This was the fourth match in a Best of Five Series for Shelley and Sabin’s TNA World Tag Team Titles, with Beer Money up 2-1 and was an Ultimate X Match.
A fun fourth, if a weird one.
Speaking in terms of the narrative first, which had been the strength of the first three matches in the series, there doesn’t seem to be a lot of connection between this and the others.
It’s as if the bottle shot payoff maybe came too soon, as this is purely and simply a wrestling match. It’s another gimmick match and for the fourth time this year, the Guns again succeed at turning the idea of the match into its own story, but that’s it. As part of the series, it feels kind of out of order. Following three matches with a clear line through them, it feels like this was actually supposed to be the first match in the series, not only because it’s fairly ordinary on a larger scope level but also because of the bells, whistles, narrative function, and desperation at times on display in the cage match.
That being said, this match is also a little bit behind the eight ball in a way that is absolutely nobody’s fault either.
With wrestling being what it is, or really any dramatic artform being what it is, this fourth meeting is somewhat limited by those structures being what they are, and the basic media literacy of most people watching it, unless they’re brand brand brand new here.

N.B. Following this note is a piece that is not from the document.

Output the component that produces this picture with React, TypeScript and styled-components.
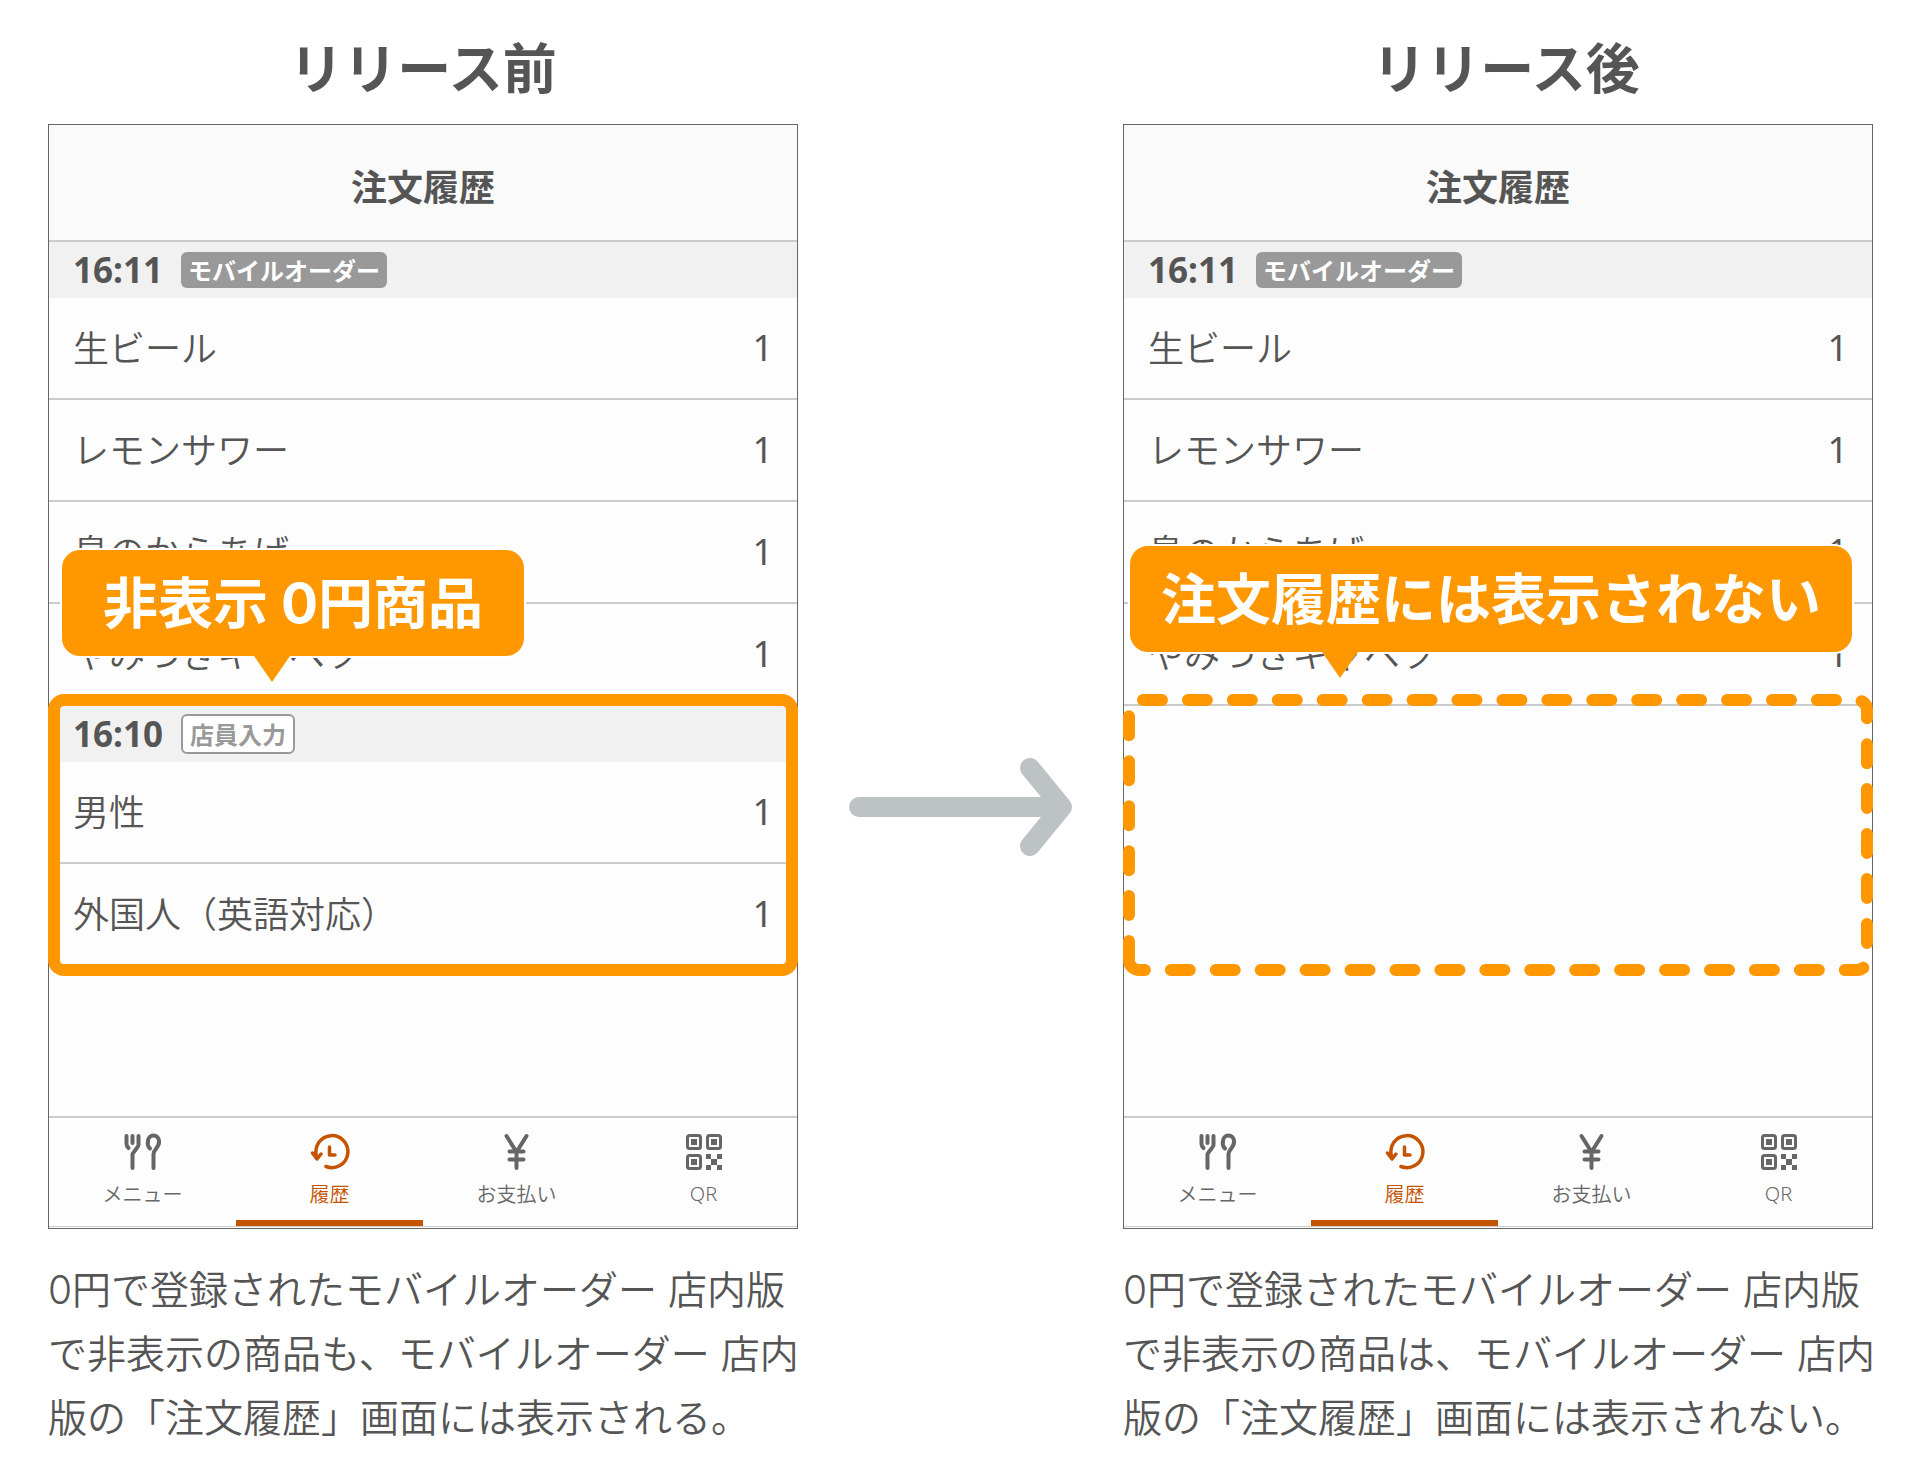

You can buy a sweep more than you can buy a series like this ending in four, I think. If you get this far, everybody knows that the series will end on the fifth match, so it’s harder to really get really involved in the one match in the series that feels like an absolute gimme. It’s nobody’s fault, I’m not really sure what you can do to avoid short of oversaturating the market with Best of [X] series that fail to go to the final match, and that probably isn’t worth it. Ultimately, it is what it is, and it’s the problem every penultimate match in an official series like this tends to have.
All they can really do is to do their best with the fourth match, and they do.
The thing I appreciate the most about this match is the honesty of it, especially as it relates to the Ultimate X stipulation, and the way that yet another Guns match this year found an interesting way to take a match that’s usually a pure fireworks show and find something in the material to dig a lot deeper on.
Many other promotions would use this to try and do a tired “opponent adapts to the specialty of the other side” bit (something the cage match very impressively sidesteps and turns around), but given the physical limitations of Beer Money in a match like this as well as how high the bar has been raised for these matches over the previous seven years of TNA putting them on, my favorite thing about this match was the futility of Beer Money’s attempts to adapt.
No point exists in this match where the Guns seem out of control of the match. Even in the first half when they’re going back and forth, before trying to climb (a great approach, given the size and style of Storm and Roode, giving them a reason to not spend all match doing that sort of thing), it’s even. The fight is for distance and even when that distance finally happens, Beer Money feels like they’re spending time trying to stop the climb more than trying to get there themselves. It’s successful, to their credit, as they use their size to repeatedly pull them down when they try to cross on the wires because they can reach up higher where someone like the Bucks or a Sonjay Dutt or Petey William might not be able to in more standard Ultimate X matches, but ultimately, pure defense only goes so far.
It’s when Beer Money finally goes up and tries to win that they immediately lose.
Bobby Roode tries to balance rather than inch across with his hands, using the truss above the wires to grab onto and walk across with his feet on the wires. Sabin’s much much much faster though, the all-time expert in the match, and kicks his feet off to crotch him down on the wires there, before pulling the X down.
The Guns put it to 2-2 at the end of a match that, to its credit, never once tried to pretend that anything else was all that possible.
Another hit, different in its own way relative to other Ultimate X matches, although one that disappointingly feels more disconnected from the series at large than the previous four matches.